When inserting this formula into excel the output is actually:

=CORREL(IF(@A2:A7;A2:A7);B2:B7)

This formula still works if the formula is entered in a cell which is on the same row of the range that is given (row 2-7 here). But gives #VALUE! when put on another row. Removing the "@" manually resolves the issue, but is not feasible because I want to use this for automating analyses.

I found out that the "@" is added for arrays in some cases by excel and replaces to "[#This Row]" from pre-2010 versions of Excel, which explains why the formula works when entered on the same row. The "@" symbol is also added to a formula by openpyxl when the formula is not recognized. However, both of these links do not explain why "@" is added in my example.

Is this a side-effect of using ranges in an IF function? Is this a bug(/feature) from parsing a range into an IF function?

Here is the code I used to replicate the error. My Openpyxl version is 3.0.5, I use Excel from Microsoft 365.

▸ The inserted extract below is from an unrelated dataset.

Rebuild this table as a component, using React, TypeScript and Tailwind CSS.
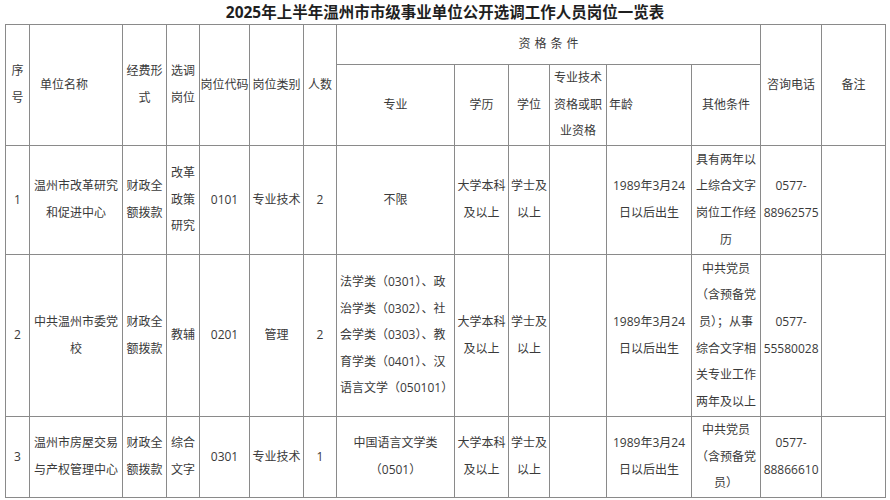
import React from "react";

const cell = "border border-[#8a8a8a] px-[2px] py-0 text-center align-middle";

type Row = {
  no: string;
  unit: string[];
  fund: string[];
  post: string[];
  code: string;
  kind: string;
  count: string;
  major: string[];
  majorLeft?: boolean;
  edu: string[];
  degree: string[];
  age: string[];
  other: string[];
  phone: string[];
  h: string;
};

const rows: Row[] = [
  {
    no: "1",
    unit: ["温州市改革研究", "和促进中心"],
    fund: ["财政全", "额拨款"],
    post: ["改革", "政策", "研究"],
    code: "0101",
    kind: "专业技术",
    count: "2",
    major: ["不限"],
    edu: ["大学本科", "及以上"],
    degree: ["学士及", "以上"],
    age: ["1989年3月24", "日以后出生"],
    other: ["具有两年以", "上综合文字", "岗位工作经", "历"],
    phone: ["0577-", "88962575"],
    h: "h-[109px]",
  },
  {
    no: "2",
    unit: ["中共温州市委党", "校"],
    fund: ["财政全", "额拨款"],
    post: ["教辅"],
    code: "0201",
    kind: "管理",
    count: "2",
    major: [
      "法学类（0301）、政",
      "治学类（0302）、社",
      "会学类（0303）、教",
      "育学类（0401）、汉",
      "语言文学（050101）",
    ],
    majorLeft: true,
    edu: ["大学本科", "及以上"],
    degree: ["学士及", "以上"],
    age: ["1989年3月24", "日以后出生"],
    other: ["中共党员", "（含预备党", "员）；从事", "综合文字相", "关专业工作", "两年及以上"],
    phone: ["0577-", "55580028"],
    h: "h-[162px]",
  },
  {
    no: "3",
    unit: ["温州市房屋交易", "与产权管理中心"],
    fund: ["财政全", "额拨款"],
    post: ["综合", "文字"],
    code: "0301",
    kind: "专业技术",
    count: "1",
    major: ["中国语言文学类", "（0501）"],
    edu: ["大学本科", "及以上"],
    degree: ["学士及", "以上"],
    age: ["1989年3月24", "日以后出生"],
    other: ["中共党员", "（含预备党", "员）"],
    phone: ["0577-", "88866610"],
    h: "h-[80px]",
  },
];

function Lines({ items }: { items: string[] }) {
  return (
    <>
      {items.map((t, i) => (
        <div key={i} className="whitespace-nowrap">
          {t}
        </div>
      ))}
    </>
  );
}

export default function App() {
  return (
    <div
      className="w-[890px] h-[500px] bg-white text-[#3a3a3a] overflow-hidden"
      style={{ fontFamily: '"Open Sans", "Noto Sans CJK SC", sans-serif' }}
    >
      <h1 className="h-6 text-center text-[15.5px] leading-6 font-bold text-[#1f1f1f]">
        2025年上半年温州市市级事业单位公开选调工作人员岗位一览表
      </h1>
      <div className="px-[5px]">
        <table className="w-[880px] table-fixed border-collapse text-[12px] leading-[26.6px]">
          <colgroup>
            <col className="w-[24px]" />
            <col className="w-[93px]" />
            <col className="w-[44px]" />
            <col className="w-[33px]" />
            <col className="w-[50px]" />
            <col className="w-[54px]" />
            <col className="w-[33px]" />
            <col className="w-[118px]" />
            <col className="w-[54px]" />
            <col className="w-[41px]" />
            <col className="w-[57px]" />
            <col className="w-[85px]" />
            <col className="w-[69px]" />
            <col className="w-[61px]" />
            <col className="w-[64px]" />
          </colgroup>
          <thead>
            <tr className="h-[40px]">
              <th rowSpan={2} className={`${cell} font-normal`}>
                <Lines items={["序", "号"]} />
              </th>
              <th rowSpan={2} className={`${cell} font-normal !text-left pl-[10px]`}>
                单位名称
              </th>
              <th rowSpan={2} className={`${cell} font-normal`}>
                <Lines items={["经费形", "式"]} />
              </th>
              <th rowSpan={2} className={`${cell} font-normal`}>
                <Lines items={["选调", "岗位"]} />
              </th>
              <th rowSpan={2} className={`${cell} font-normal !px-0 whitespace-nowrap`}>
                岗位代码
              </th>
              <th rowSpan={2} className={`${cell} font-normal whitespace-nowrap`}>
                岗位类别
              </th>
              <th rowSpan={2} className={`${cell} font-normal`}>
                人数
              </th>
              <th colSpan={6} className={`${cell} font-normal tracking-[4px] pl-[6px]`}>
                资格条件
              </th>
              <th rowSpan={2} className={`${cell} font-normal whitespace-nowrap`}>
                咨询电话
              </th>
              <th rowSpan={2} className={`${cell} font-normal`}>
                备注
              </th>
            </tr>
            <tr className="h-[81px]">
              <th className={`${cell} font-normal`}>专业</th>
              <th className={`${cell} font-normal`}>学历</th>
              <th className={`${cell} font-normal`}>学位</th>
              <th className={`${cell} font-normal`}>
                <Lines items={["专业技术", "资格或职", "业资格"]} />
              </th>
              <th className={`${cell} font-normal !text-left`}>年龄</th>
              <th className={`${cell} font-normal`}>其他条件</th>
            </tr>
          </thead>
          <tbody>
            {rows.map((r) => (
              <tr key={r.no} className={r.h}>
                <td className={cell}>{r.no}</td>
                <td className={cell}>
                  <Lines items={r.unit} />
                </td>
                <td className={cell}>
                  <Lines items={r.fund} />
                </td>
                <td className={cell}>
                  <Lines items={r.post} />
                </td>
                <td className={cell}>{r.code}</td>
                <td className={cell}>{r.kind}</td>
                <td className={cell}>{r.count}</td>
                <td className={r.majorLeft ? `${cell} !text-left pl-[3px]` : cell}>
                  <Lines items={r.major} />
                </td>
                <td className={cell}>
                  <Lines items={r.edu} />
                </td>
                <td className={cell}>
                  <Lines items={r.degree} />
                </td>
                <td className={cell}></td>
                <td className={cell}>
                  <Lines items={r.age} />
                </td>
                <td className={cell}>
                  <Lines items={r.other} />
                </td>
                <td className={cell}>
                  <Lines items={r.phone} />
                </td>
                <td className={cell}></td>
              </tr>
            ))}
          </tbody>
        </table>
      </div>
    </div>
  );
}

from openpyxl import Workbook
wb = Workbook()
ws = wb.active
rows = [
    ['Size', 'Batch 1', 'Batch 2'],
    [2, 40, 30],
    [0, 40, 25],
    [0, 50, 30],
    [5, 30, 25],
    [6, 25, 35],
    [7, 20, 40],
]

for row in rows:
    ws.append(row)

formula = '=CORREL(IF(A2:A7,A2:A7),B2:B7)'
ws.cell(row=5, column=5, value=formula) # Formula in row 5 works
ws.cell(row=9, column=5, value=formula) # Formula in row 9 returns #VALUE!
formula = '=CORREL(A2:A7,B2:B7)'
ws.cell(row=6, column=5, value=formula) # CORREL function with ranges works fine
formula = '=IF(A2:A3,A2:A3)'
ws.cell(row=7, column=5, value=formula) # enters "=@IF(@A2:A3;A2:A3)"
formula = '=IF(A2,B2)'
ws.cell(row=8, column=5, value=formula) # enters "=IF(A2;B2)"

wb.save("test.xlsx")

In 'test.xlsx' this is my output (cell E5-E9)

-0.9528
-0.9528
#VALUE!
40
#VALUE!

And the formulae:

=CORREL(IF(@A2:A7;A2:A7);B2:B7)
=CORREL(A2:A7;B2:B7)
=@IF(@A2:A3;A2:A3)
=IF(A2;B2)
=CORREL(IF(@A2:A7;A2:A7);B2:B7)
Snery
  • 113
  • 7
  • It's not a bug, it's actually a feature and indeed a side-effect of using dynamic arrays. I think it's safe to say that the reason you are getting the `"@"` is related to you using Microsoft365 as described [here](https://stackoverflow.com/q/61138029/9758194). Though since Python is not my forte I would have no clue for you on how to solve this through OpenPyxl library. You'd somehow need to enter array formulae. – JvdV Feb 02 '21 at 11:12

3 Answers3

4

Answering my own question here. Thanks to JvdV for putting me on the right path.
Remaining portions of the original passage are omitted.